À la question romaine, l'Italie a donc ajouté celle de la Méditerranée. On n'a guère vu jusqu'à présent de questions de cette sorte qui se soient résolues pacifiquement.

Conséquences de l'application du principe en Allemagne.

L'unification de l'Allemagne diffère du tout au tout de celle de l'Italie. Elle n'est pas achevée: plusieurs millions d'Allemands ont été exclus de leur patrie par le traité de Prague, qui a mis l'Autriche hors du nouvel État. L'Allemagne nouvelle ne contient point que des Allemands: la Prusse y a fait entrer, en 1866, sa part de Pologne et un pays danois; en 1870, des provinces françaises.
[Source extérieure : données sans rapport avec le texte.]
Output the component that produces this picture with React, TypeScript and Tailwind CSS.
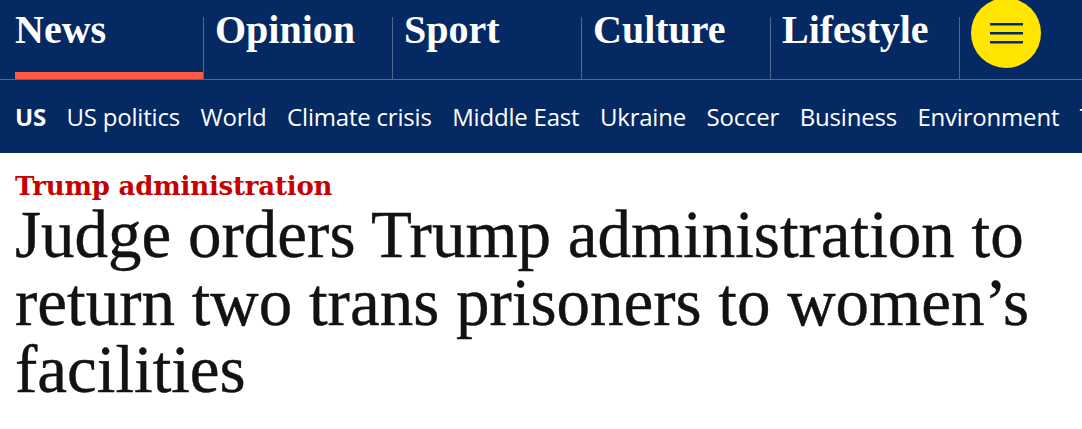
const pillars = ['News', 'Opinion', 'Sport', 'Culture', 'Lifestyle'];

const subNav = [
  'US politics',
  'World',
  'Climate crisis',
  'Middle East',
  'Ukraine',
  'Soccer',
  'Business',
  'Environment',
  'Tech',
];

const headlineFont = { fontFamily: '"Liberation Serif", "DejaVu Serif", serif' };

function PillarNav() {
  return (
    <div className="flex h-[80px] border-b border-[#506991] pl-[14px]">
      {pillars.map((name, i) => (
        <div
          key={name}
          className={
            i === 0
              ? 'mt-[17px] flex w-[189px] flex-col pl-[1px]'
              : 'mt-[17px] flex w-[189px] flex-col border-l border-[#506991] pl-[11px]'
          }
        >
          <span
            className="-mt-[7px] text-[40px] leading-[40px] font-bold text-white"
            style={headlineFont}
          >
            {name}
          </span>
          {i === 0 && <div className="mt-auto h-[7px] bg-[#ff5943]" />}
        </div>
      ))}
      <div className="mt-[17px] border-l border-[#506991] pl-[11px]">
        <button
          aria-label="Show more"
          className="-mt-[19px] flex h-[70px] w-[70px] items-center justify-center rounded-full bg-[#ffe500]"
        >
          <svg width="33" height="21" viewBox="0 0 33 21">
            <rect x="0" y="0" width="33" height="2.5" fill="#052962" />
            <rect x="0" y="9" width="33" height="2.5" fill="#052962" />
            <rect x="0" y="18" width="33" height="2.5" fill="#052962" />
          </svg>
        </button>
      </div>
    </div>
  );
}

function SubNav() {
  return (
    <ul
      className="flex h-[73px] items-center gap-[20.5px] overflow-hidden whitespace-nowrap pl-[15px] text-[24px] tracking-[-0.2px] text-white"
      style={{ fontFamily: '"Open Sans", "Noto Sans", sans-serif' }}
    >
      <li className="font-bold">US</li>
      {subNav.map((item) => (
        <li key={item}>{item}</li>
      ))}
    </ul>
  );
}

export default function App() {
  return (
    <div className="h-[429px] w-[1082px] overflow-hidden bg-white">
      <header className="bg-[#052962]">
        <PillarNav />
        <SubNav />
      </header>
      <main className="px-[15px] pt-[19px]">
        <a
          className="block text-[26px] leading-[28px] font-bold tracking-[-0.2px] text-[#c70000]"
          style={{ fontFamily: '"DejaVu Serif", serif' }}
        >
          Trump administration
        </a>
        <h1
          className="mt-[1px] text-[67px] leading-[67.5px] text-[#121212] [-webkit-text-stroke:0.4px_#121212]"
          style={headlineFont}
        >
          Judge orders Trump administration to
          <br />
          return two trans prisoners to women’s
          <br />
          facilities
        </h1>
      </main>
    </div>
  );
}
L'unification a laissé subsister la parodie d'une confédération. Elle a été faite par celui des princes allemands qui avait le plus de titres à cet honneur; mais le roi de Prusse avait acquis depuis un siècle et demi le rang et la puissance d'un prince européen. Il était le successeur de politiques et de conquérants qui, tous, avaient ajouté au domaine de la maison un certain nombre de milles carrés. L'unification de l'Allemagne a donc pris le caractère d'une conquête de l'Allemagne par la Prusse. De fait, c'est en vertu du droit de conquête, officiellement invoqué, que le Schleswig-Holstein, le Hanovre, Francfort et la Hesse-Cassel ont été réunis à la Prusse. La constitution de 1866 a été rédigée par un vainqueur pour des vaincus; elle a été complétée en 1870, mais le roi de Prusse, proclamé empereur à Versailles, est demeuré roi de Prusse. Cette Prusse agrandie pèse de tout son poids sur l'Allemagne, imposant au Reich entier son esprit particulier d'État militaire.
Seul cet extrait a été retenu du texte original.